Lines from the one containing "What React, TypeScript" to the one containing "const LINKS = ['Corrupt", both lines included, are to be extracted exactly from the data below; pictures are excluded.

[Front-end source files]
────────────────────────────────────────

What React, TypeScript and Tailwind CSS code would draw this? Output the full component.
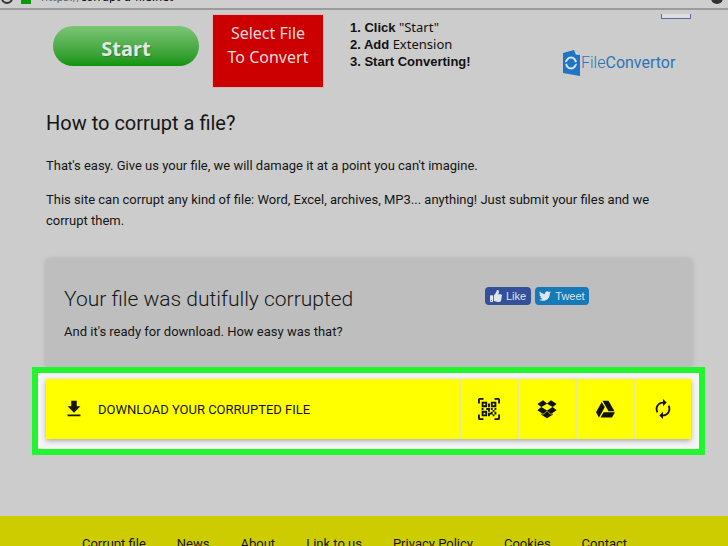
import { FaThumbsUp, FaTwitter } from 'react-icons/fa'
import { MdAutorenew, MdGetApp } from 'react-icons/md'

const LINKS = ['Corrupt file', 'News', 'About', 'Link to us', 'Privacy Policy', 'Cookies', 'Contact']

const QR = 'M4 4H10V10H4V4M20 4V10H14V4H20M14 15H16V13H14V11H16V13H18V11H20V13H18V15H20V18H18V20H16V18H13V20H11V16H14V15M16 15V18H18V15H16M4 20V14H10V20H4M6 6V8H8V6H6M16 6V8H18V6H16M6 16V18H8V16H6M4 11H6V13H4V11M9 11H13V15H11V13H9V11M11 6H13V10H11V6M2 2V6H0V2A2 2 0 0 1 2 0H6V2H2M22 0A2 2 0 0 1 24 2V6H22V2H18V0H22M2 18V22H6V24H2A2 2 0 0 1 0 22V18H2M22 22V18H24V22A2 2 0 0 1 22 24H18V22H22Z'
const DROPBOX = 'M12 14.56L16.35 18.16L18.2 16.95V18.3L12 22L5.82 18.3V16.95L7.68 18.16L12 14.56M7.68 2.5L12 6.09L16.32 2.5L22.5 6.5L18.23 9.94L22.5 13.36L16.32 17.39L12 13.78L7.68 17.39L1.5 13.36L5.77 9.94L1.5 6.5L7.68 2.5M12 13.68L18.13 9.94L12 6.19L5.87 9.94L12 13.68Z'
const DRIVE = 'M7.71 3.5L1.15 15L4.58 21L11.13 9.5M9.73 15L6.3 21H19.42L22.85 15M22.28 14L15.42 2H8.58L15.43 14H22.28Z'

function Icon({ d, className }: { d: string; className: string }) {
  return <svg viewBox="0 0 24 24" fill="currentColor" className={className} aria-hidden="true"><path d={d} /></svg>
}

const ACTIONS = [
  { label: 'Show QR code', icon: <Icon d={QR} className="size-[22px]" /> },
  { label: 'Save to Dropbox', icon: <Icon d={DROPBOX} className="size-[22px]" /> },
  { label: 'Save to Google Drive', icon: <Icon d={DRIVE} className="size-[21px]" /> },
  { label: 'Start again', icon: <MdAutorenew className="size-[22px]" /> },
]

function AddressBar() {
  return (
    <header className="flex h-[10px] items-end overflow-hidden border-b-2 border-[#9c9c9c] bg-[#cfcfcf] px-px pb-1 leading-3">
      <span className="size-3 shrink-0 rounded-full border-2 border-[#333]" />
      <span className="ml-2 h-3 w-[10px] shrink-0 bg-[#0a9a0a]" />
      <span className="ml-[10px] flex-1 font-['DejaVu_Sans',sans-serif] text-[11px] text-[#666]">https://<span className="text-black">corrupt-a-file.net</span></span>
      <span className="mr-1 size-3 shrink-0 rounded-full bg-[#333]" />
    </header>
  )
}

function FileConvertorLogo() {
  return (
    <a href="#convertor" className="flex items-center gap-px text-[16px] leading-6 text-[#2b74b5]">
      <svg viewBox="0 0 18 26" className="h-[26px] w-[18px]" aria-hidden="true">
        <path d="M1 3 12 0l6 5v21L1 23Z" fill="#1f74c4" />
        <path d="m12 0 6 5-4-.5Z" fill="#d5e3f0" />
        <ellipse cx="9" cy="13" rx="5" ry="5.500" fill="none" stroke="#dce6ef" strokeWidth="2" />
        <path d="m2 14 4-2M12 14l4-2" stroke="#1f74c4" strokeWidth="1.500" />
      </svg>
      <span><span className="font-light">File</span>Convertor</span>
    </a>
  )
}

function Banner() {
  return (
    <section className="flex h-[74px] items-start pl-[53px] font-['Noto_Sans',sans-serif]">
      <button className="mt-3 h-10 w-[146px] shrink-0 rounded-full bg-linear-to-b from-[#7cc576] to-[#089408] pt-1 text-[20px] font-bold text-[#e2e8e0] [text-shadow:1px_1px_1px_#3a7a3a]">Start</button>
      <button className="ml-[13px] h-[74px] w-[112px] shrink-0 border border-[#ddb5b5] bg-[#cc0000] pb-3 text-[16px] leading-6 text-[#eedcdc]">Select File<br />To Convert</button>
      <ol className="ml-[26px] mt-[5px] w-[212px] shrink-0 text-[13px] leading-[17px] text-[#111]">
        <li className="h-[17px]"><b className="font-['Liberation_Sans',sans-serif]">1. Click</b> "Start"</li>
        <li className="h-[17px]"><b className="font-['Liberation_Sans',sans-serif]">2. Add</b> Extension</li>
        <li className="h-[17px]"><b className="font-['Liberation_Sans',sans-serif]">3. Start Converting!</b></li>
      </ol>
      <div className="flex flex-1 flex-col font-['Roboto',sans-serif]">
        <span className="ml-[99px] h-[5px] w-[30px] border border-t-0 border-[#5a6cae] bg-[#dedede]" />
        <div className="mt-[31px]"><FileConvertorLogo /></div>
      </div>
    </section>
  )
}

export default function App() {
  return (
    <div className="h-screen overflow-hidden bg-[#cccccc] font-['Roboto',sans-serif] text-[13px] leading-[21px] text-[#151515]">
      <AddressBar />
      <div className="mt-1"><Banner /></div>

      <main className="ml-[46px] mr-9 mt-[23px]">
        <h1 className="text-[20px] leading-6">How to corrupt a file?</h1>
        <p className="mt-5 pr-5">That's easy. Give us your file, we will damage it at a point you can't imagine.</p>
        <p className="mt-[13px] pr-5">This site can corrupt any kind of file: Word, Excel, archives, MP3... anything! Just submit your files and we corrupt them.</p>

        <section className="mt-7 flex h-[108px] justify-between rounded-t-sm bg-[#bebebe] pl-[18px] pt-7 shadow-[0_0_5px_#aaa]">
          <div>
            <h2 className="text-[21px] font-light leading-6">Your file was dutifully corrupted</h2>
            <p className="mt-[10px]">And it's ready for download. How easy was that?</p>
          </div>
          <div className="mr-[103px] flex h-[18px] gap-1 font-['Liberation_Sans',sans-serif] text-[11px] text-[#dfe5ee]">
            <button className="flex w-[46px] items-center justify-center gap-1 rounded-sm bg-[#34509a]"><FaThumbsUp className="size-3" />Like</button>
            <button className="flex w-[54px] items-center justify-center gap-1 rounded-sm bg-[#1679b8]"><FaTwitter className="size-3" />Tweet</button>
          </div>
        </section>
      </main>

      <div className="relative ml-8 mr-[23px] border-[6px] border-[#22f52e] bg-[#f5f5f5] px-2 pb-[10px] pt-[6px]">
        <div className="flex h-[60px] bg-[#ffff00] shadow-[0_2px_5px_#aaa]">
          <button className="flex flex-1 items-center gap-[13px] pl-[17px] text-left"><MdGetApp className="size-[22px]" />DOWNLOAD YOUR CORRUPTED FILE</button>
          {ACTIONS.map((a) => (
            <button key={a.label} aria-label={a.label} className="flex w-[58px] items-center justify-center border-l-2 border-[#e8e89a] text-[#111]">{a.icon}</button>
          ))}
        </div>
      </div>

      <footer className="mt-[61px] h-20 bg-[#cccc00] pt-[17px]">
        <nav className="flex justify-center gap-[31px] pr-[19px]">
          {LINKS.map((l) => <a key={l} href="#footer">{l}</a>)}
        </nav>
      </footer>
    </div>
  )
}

────────────────────────────────────────

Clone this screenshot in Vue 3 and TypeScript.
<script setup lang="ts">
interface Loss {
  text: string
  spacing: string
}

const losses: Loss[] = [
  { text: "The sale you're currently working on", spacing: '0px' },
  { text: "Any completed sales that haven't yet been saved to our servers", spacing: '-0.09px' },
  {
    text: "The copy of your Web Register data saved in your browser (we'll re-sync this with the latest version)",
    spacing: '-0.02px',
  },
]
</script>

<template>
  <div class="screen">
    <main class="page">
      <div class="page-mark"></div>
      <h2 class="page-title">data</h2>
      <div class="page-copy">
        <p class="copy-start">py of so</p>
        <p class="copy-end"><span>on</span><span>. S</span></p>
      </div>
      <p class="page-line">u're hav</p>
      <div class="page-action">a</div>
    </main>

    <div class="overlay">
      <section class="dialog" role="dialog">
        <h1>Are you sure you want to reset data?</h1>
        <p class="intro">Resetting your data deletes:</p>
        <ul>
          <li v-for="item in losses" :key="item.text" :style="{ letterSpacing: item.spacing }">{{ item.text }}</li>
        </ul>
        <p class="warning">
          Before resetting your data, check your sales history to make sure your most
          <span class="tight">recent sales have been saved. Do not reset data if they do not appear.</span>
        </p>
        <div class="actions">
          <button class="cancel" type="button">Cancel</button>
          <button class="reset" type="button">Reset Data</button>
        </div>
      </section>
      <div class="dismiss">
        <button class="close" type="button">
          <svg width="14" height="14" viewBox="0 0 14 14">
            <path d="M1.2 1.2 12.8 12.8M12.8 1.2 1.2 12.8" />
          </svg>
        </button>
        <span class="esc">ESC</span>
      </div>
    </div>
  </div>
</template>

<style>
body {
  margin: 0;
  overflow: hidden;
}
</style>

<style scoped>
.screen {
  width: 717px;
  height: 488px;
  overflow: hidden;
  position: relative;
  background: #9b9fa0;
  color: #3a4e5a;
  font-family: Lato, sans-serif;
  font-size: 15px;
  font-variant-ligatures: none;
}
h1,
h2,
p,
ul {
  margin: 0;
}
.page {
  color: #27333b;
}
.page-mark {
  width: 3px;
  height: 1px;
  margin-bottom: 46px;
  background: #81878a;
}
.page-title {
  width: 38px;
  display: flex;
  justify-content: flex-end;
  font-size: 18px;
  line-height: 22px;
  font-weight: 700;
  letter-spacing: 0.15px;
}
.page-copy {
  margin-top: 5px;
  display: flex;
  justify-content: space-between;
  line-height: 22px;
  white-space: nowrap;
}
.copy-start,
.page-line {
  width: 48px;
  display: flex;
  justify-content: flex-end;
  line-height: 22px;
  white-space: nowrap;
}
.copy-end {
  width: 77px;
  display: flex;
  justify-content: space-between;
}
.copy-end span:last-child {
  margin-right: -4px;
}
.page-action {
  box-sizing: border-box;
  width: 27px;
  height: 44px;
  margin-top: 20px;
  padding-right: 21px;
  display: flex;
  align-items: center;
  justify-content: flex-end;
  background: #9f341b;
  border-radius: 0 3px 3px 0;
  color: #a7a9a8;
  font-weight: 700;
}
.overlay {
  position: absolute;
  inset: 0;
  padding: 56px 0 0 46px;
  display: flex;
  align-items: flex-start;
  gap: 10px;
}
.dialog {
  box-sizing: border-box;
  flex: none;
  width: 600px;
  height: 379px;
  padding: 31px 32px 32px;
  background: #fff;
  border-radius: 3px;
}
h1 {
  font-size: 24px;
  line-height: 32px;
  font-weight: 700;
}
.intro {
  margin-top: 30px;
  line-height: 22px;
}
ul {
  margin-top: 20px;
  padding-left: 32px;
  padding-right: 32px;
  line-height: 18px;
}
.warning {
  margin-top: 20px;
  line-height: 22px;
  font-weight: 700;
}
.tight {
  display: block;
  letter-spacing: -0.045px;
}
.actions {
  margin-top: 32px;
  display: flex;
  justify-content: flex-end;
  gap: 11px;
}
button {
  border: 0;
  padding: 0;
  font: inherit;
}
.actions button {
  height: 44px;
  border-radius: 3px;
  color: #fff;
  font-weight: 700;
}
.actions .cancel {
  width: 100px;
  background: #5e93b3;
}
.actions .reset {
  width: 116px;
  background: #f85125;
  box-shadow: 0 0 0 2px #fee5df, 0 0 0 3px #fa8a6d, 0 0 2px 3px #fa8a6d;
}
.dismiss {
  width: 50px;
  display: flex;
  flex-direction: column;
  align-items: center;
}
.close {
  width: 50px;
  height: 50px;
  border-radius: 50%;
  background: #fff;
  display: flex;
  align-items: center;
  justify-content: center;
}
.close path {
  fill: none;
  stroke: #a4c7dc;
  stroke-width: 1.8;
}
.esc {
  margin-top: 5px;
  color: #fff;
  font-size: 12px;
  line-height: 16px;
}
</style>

────────────────────────────────────────

The response:
What React, TypeScript and Tailwind CSS code would draw this? Output the full component.
import { FaThumbsUp, FaTwitter } from 'react-icons/fa'
import { MdAutorenew, MdGetApp } from 'react-icons/md'

const LINKS = ['Corrupt file', 'News', 'About', 'Link to us', 'Privacy Policy', 'Cookies', 'Contact']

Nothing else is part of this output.